In some ways, that’s been true ever since for Spagnuolo, who spent more seasons in Philadelphia but never has held one role this long.

‘I can just count on him’

As Reid prepared to get in a cart after a practice in St. Joseph a few weeks ago, I asked him what had made him so sure Spagnuolo was the way to go.

Between his schemes, penchant for detail and teaching skills, Reid said, “I thought he would be a perfect fit.”

Considering the Chiefs have played in four Super Bowls in Spagnuolo’s five seasons after not playing in any for 50 years, you could say it’s been just that.

So much so that Spagnuolo figures to get another head coaching opportunity but won’t just jump at it, either: “If it’s the right one, I’d love to do it again,” he said.

A lot has gone into this being the right job.

And not just because Spagnuolo employs what Mahomes referred to during camp as “every defense known to man” and what defensive backs coach Dave Merritt considers the most complicated (and ever-changing) system in the NFL.

His effectiveness also is about something more.

“He cares: You know what I mean?” cornerback Trent McDuffie said. “I truly feel like we’re his extended family when it comes to just how he treats us (and) how he approaches the game.”

As much as it might at times be “tough love,” McDuffie said, “I think that just shows how much he does care.
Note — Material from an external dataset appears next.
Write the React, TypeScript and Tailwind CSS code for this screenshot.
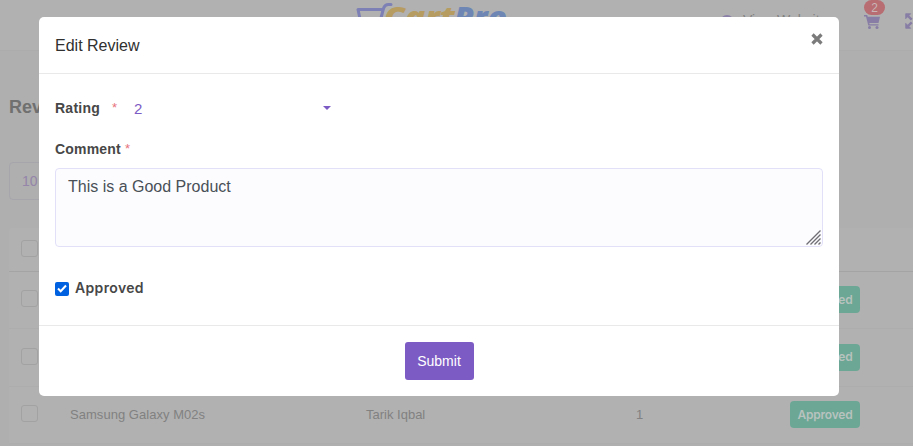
import React from "react";

const rows = [
  { product: "Samsung Galaxy M02s", customer: "Tarik Iqbal", rating: 4, h: "h-[57px]", pb: "pb-[4px]" },
  { product: "Samsung Galaxy M02s", customer: "Tarik Iqbal", rating: 2, h: "h-[58px]", pb: "pb-[3px]" },
  { product: "Samsung Galaxy M02s", customer: "Tarik Iqbal", rating: 1, h: "h-[57px]", pb: "pb-[3px]" },
];

function Box() {
  return <span className="block h-[17px] w-[17px] rounded-[3px] border border-[#a2a2a2]" />;
}

function Logo() {
  return (
    <svg width="154" height="40" viewBox="0 0 154 40" className="block">
      <path d="M36 2.500h-2.500c-3 0-4 1-5 4l-4 15M28 7.500H3l3 14h16" fill="none" stroke="#7c80b4" strokeWidth="3" strokeLinecap="round" strokeLinejoin="round" />
      <text x="29" y="25" fontFamily="'Open Sans', sans-serif" fontWeight="800" fontStyle="italic" fontSize="29" fill="#b69c60" textLength="71" lengthAdjust="spacingAndGlyphs">Cart</text>
      <text x="99" y="25" fontFamily="'Open Sans', sans-serif" fontWeight="800" fontStyle="italic" fontSize="29" fill="#6d86b4" textLength="53" lengthAdjust="spacingAndGlyphs">Pro</text>
    </svg>
  );
}

function Header() {
  return (
    <header className="flex h-[51px] items-start border-b border-[#acacac] bg-[#b1b1b1]">
      <div className="ml-[355px] mt-[2px] w-[154px]"><Logo /></div>
      <div className="ml-[211px] mt-[11px] flex h-[18px] items-center gap-[9px] text-[14px] leading-[18px] text-[#818181]">
        <svg width="14" height="14" viewBox="0 0 14 14" className="mt-[3px]" fill="none" stroke="#8a80a8" strokeWidth="2.500">
          <circle cx="7" cy="7" r="5.700" /><path d="M1.500 7h11M7 1.500v11" strokeWidth="1" />
        </svg>
        <span className="w-[82px] whitespace-nowrap">View Website</span>
      </div>
      <div className="ml-[39px] flex w-[22px] flex-col items-center">
        <span className="flex h-[15px] w-[21px] items-center justify-center rounded-full bg-[#b76d72] text-[12px] leading-none text-[#c9b5b6]">2</span>
        <svg width="16" height="14" viewBox="0 0 16 14" className="-ml-[5px]" fill="#877da5">
          <path d="M0 0h3.200l.5 1.700H16L14.500 8H5.300l.3 1.200H14.500v1.400H4.300L2 1.600H0z" />
          <circle cx="5.500" cy="12.400" r="1.500" /><circle cx="13" cy="12.400" r="1.500" />
        </svg>
      </div>
      <svg width="16" height="16" viewBox="0 0 16 16" className="ml-[20px] mt-[13px] shrink-0" fill="#877da5" stroke="#877da5">
        <path d="M.7.7h5L.7 5.700zM15.300.7h-5l5 5zM.7 15.300h5l-5-5zM15.300 15.300h-5l5-5z" strokeWidth=".8" />
        <path d="M2 2l4.700 4.700M14 2L9.300 6.700M2 14l4.700-4.700M14 14L9.300 9.300" strokeWidth="2.400" />
      </svg>
    </header>
  );
}

function Background() {
  return (
    <div className="h-full bg-[#afafaf]">
      <Header />
      <h1 className="ml-[9px] mt-[45px] text-[18px] font-bold leading-[22px] text-[#707070]">Reviews</h1>
      <div className="ml-[9px] mt-[44px] flex h-[38px] w-[100px] items-center rounded-[4px] border border-[#a6a5ac] pl-[12px] text-[14px] text-[#9485a9]">10</div>
      <section className="ml-[9px] mt-[28px] h-[216px] overflow-hidden rounded-tl-[3px] bg-[#b1b1b1] text-[13px] text-[#818181]">
        <div className="flex h-[44px] items-center border-b border-[#a4a4a4] pb-[2px] pl-[12px]"><Box /></div>
        {rows.map((row, i) => (
          <div key={i} className={`${row.h} flex items-center border-b border-[#adadad] pl-[12px]`}>
            <span className={row.pb}><Box /></span>
            <span className="ml-[32px] w-[296px] whitespace-nowrap tracking-[0.04px]">{row.product}</span>
            <span className="w-[270px]">{row.customer}</span>
            <span className="w-[154px]">{row.rating}</span>
            <span className="mb-px flex h-[27px] w-[70px] items-center justify-center rounded-[4px] bg-[#6ca795] font-['Inter',sans-serif] text-[12px] font-semibold tracking-[-0.2px] text-[#b7c2be]">Approved</span>
          </div>
        ))}
      </section>
    </div>
  );
}

function Modal() {
  return (
    <div role="dialog" className="absolute left-[39px] top-[17px] flex h-[379px] w-[800px] flex-col rounded-[5px] bg-white">
      <div className="flex h-[57px] items-center justify-between border-b border-[#e9e9e9] px-4">
        <h2 className="mt-[2px] text-[16px] leading-6 text-[#303030]">Edit Review</h2>
        <svg width="12" height="12" viewBox="0 0 12 12" className="-mt-[12px]"><path d="M1.500 1.500l9 9M10.500 1.500l-9 9" stroke="#7b7b7b" strokeWidth="3.200" /></svg>
      </div>
      <div className="flex h-[251px] flex-col px-4 text-[14px] text-[#474747]">
        <div className="mt-[22px] flex h-[24px] items-center">
          <span className="w-[57px] font-bold tracking-[0.25px]">Rating</span>
          <span className="w-[22px] text-[13px] text-[#e8737c]">*</span>
          <span className="mt-[2px] w-[189px] text-[15px] text-[#7d5bc4]">2</span>
          <span className="h-0 w-0 border-x-4 border-t-4 border-x-transparent border-t-[#7d5bc4]" />
        </div>
        <div className="mt-[17px] flex h-[24px] items-center font-bold tracking-[0.2px]">
          Comment<span className="ml-[4px] text-[13px] font-normal text-[#e8737c]">*</span>
        </div>
        <div className="mt-[7px] flex h-[79px] w-[768px] justify-between rounded-[4px] border border-[#e2e0f8] bg-[#fcfcff] pl-[12px] pt-[6px] text-[16px] leading-6 text-[#495057]">
          <span>This is a Good Product</span>
          <svg width="15" height="15" viewBox="0 0 15 15" className="mb-[1px] mr-[1px] self-end" stroke="#707074" strokeWidth="1.400"><path d="M.5 14.500l14-14M4.500 14.500l10-10M8.500 14.500l6-6M12.500 14.500l2-2" /></svg>
        </div>
        <div className="mt-[29px] flex h-[24px] items-center">
          <span className="mt-[1px] flex h-[14px] w-[14px] items-center justify-center rounded-[2px] bg-[#0061e0]">
            <svg width="10" height="9" viewBox="0 0 10 9"><path d="M1 4.500l2.700 2.700L9 1.500" stroke="white" strokeWidth="2" fill="none" /></svg>
          </span>
          <span className="mb-[2px] ml-[6px] font-['Inter',sans-serif] font-semibold tracking-[0.35px]">Approved</span>
        </div>
      </div>
      <div className="flex flex-1 items-center justify-center border-t border-[#e9e9e9]">
        <button className="h-[38px] w-[69px] rounded-[3px] bg-[#7d5bc4] text-[14px] text-white">Submit</button>
      </div>
    </div>
  );
}

export default function App() {
  return (
    <main className="relative h-[446px] w-[913px] overflow-hidden font-['Liberation_Sans',Arial,sans-serif]">
      <Background />
      <Modal />
    </main>
  );
}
He wants to put us in the best positions on the field but also off the field.”

He added, “I can just count on him.”

McDuffie is one of a number of players who also have noted the nurturing role of Maria Spagnuolo, who spent her first full season in Kansas City in 2023.

Between her vivacious presence and the amazing meatballs that she makes, defensive line star Chris Jones suggested on The Rich Eisen Show last season that she makes Spagnuolo a better person and even helped the defense improve.

“I thought I was a nice guy before,” Spagnuolo said, laughing.

More seriously, though, having her here now is a constant morale boost for him.

“Maria, to me, is the rock that I can lean on,” he said.

Meanwhile, he’s become a rock of ages for the Chiefs.